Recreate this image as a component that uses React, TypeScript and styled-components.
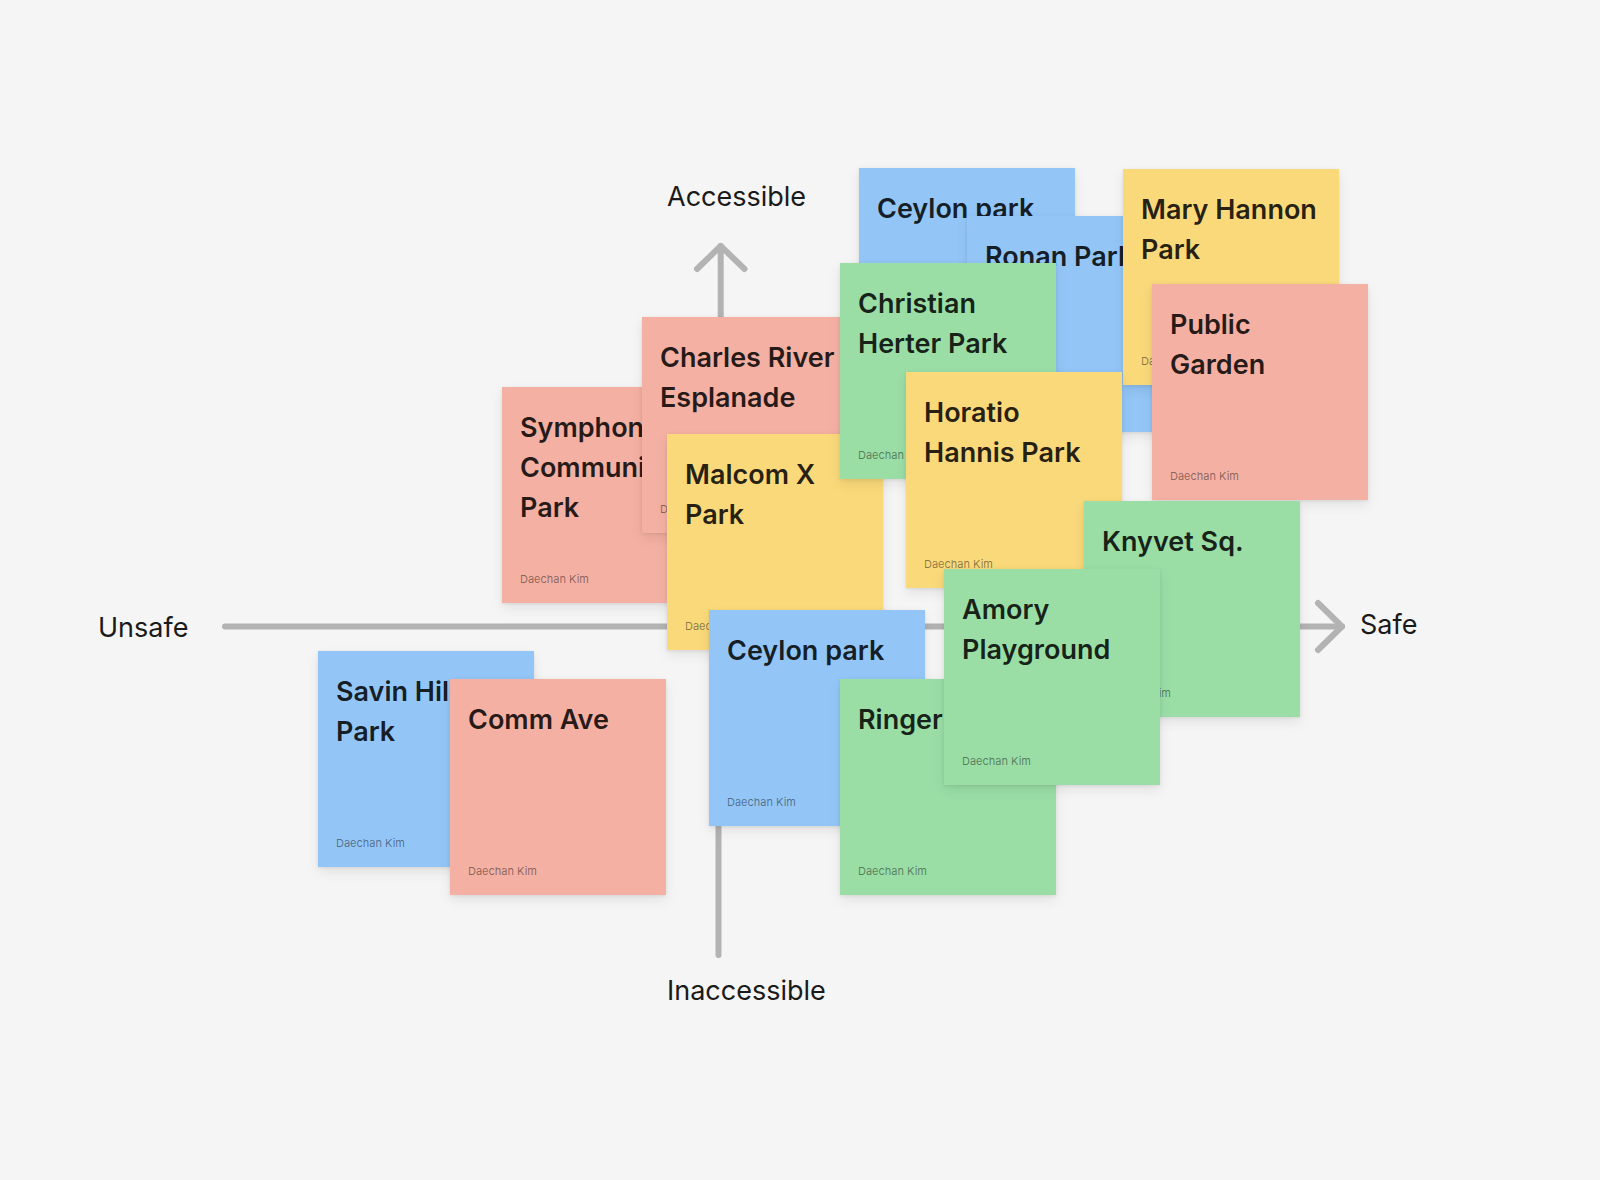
import styled, { createGlobalStyle } from "styled-components";

type Tone = "blue" | "green" | "yellow" | "pink";

const tones: Record<Tone, string> = {
  blue: "#93c6f7",
  green: "#9adea6",
  yellow: "#fad97a",
  pink: "#f4b1a3",
};

type Note = { lines: string[]; tone: Tone; x: number; y: number };

// listed bottom to top, later notes sit over earlier ones
const notes: Note[] = [
  { lines: ["Symphony", "Community", "Park"], tone: "pink", x: 502, y: 387 },
  { lines: ["Charles River", "Esplanade"], tone: "pink", x: 642, y: 317 },
  { lines: ["Malcom X", "Park"], tone: "yellow", x: 667, y: 434 },
  { lines: ["Ceylon park"], tone: "blue", x: 859, y: 168 },
  { lines: ["Ronan Park"], tone: "blue", x: 967, y: 216 },
  { lines: ["Christian", "Herter Park"], tone: "green", x: 840, y: 263 },
  { lines: ["Mary Hannon", "Park"], tone: "yellow", x: 1123, y: 169 },
  { lines: ["Public", "Garden"], tone: "pink", x: 1152, y: 284 },
  { lines: ["Horatio", "Hannis Park"], tone: "yellow", x: 906, y: 372 },
  { lines: ["Knyvet Sq."], tone: "green", x: 1084, y: 501 },
  { lines: ["Ceylon park"], tone: "blue", x: 709, y: 610 },
  { lines: ["Ringer Park"], tone: "green", x: 840, y: 679 },
  { lines: ["Amory", "Playground"], tone: "green", x: 944, y: 569 },
  { lines: ["Savin Hill", "Park"], tone: "blue", x: 318, y: 651 },
  { lines: ["Comm Ave"], tone: "pink", x: 450, y: 679 },
];

const labels = [
  { text: "Accessible", x: 667, y: 181 },
  { text: "Unsafe", x: 98, y: 612 },
  { text: "Safe", x: 1360, y: 609 },
  { text: "Inaccessible", x: 667, y: 975 },
];

const App = () => {
  return (
    <>
      <GlobalStyle />
      <Board>
        <Axes width="1600" height="1180" viewBox="0 0 1600 1180">
          <g
            fill="none"
            stroke="#b3b3b3"
            strokeWidth="6"
            strokeLinecap="round"
            strokeLinejoin="round"
          >
            <line x1="225" y1="626.5" x2="1342" y2="626.5" />
            <polyline points="1318,603 1342,626.5 1318,650" />
            <line x1="720.7" y1="246" x2="720.7" y2="630" />
            <line x1="718.5" y1="626" x2="718.5" y2="955" />
            <polyline points="697,269 720.7,246 744.5,269" />
          </g>
        </Axes>

        {labels.map((l) => (
          <AxisLabel key={l.text} $x={l.x} $y={l.y}>
            {l.text}
          </AxisLabel>
        ))}

        {notes.map((n, i) => (
          <Sticky key={i} $tone={n.tone} $x={n.x} $y={n.y}>
            <Title>
              {n.lines.map((line) => (
                <Line key={line}>{line}</Line>
              ))}
            </Title>
            <Author>Daechan Kim</Author>
          </Sticky>
        ))}
      </Board>
    </>
  );
};

export default App;

const GlobalStyle = createGlobalStyle`
  html, body {
    margin: 0;
    padding: 0;
    background: #f5f5f5;
  }

  body {
    font-family: Inter, "Noto Sans", sans-serif;
    -webkit-font-smoothing: antialiased;
  }
`;

const Board = styled.div`
  position: relative;
  width: 1600px;
  height: 1180px;
  overflow: hidden;
  background: #f5f5f5;
`;

const Axes = styled.svg`
  position: absolute;
  left: 0;
  top: 0;
`;

const AxisLabel = styled.div<{ $x: number; $y: number }>`
  position: absolute;
  left: ${(p) => p.$x}px;
  top: ${(p) => p.$y}px;
  font-size: 27px;
  line-height: 32px;
  font-weight: 400;
  color: #1a1a1a;
  white-space: nowrap;
`;

const Sticky = styled.div<{ $tone: Tone; $x: number; $y: number }>`
  position: absolute;
  left: ${(p) => p.$x}px;
  top: ${(p) => p.$y}px;
  width: 216px;
  height: 216px;
  box-sizing: border-box;
  padding: 21px 20px 17px 18px;
  display: flex;
  flex-direction: column;
  background: ${(p) => tones[p.$tone]};
  box-shadow: 0 1px 3px rgba(0, 0, 0, 0.08), 0 5px 12px rgba(0, 0, 0, 0.08);
`;

const Title = styled.div`
  display: flex;
  flex-direction: column;
  font-size: 27px;
  line-height: 40px;
  font-weight: 600;
  color: rgba(0, 0, 0, 0.86);
`;

const Line = styled.span`
  white-space: nowrap;
`;

const Author = styled.div`
  margin-top: auto;
  font-size: 11px;
  line-height: 14px;
  color: rgba(0, 0, 0, 0.45);
`;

========================================================================

→ Job:
Across the preceding material, how many lines contain the word "styled"? State the number alone.

→ Answer for the task:
9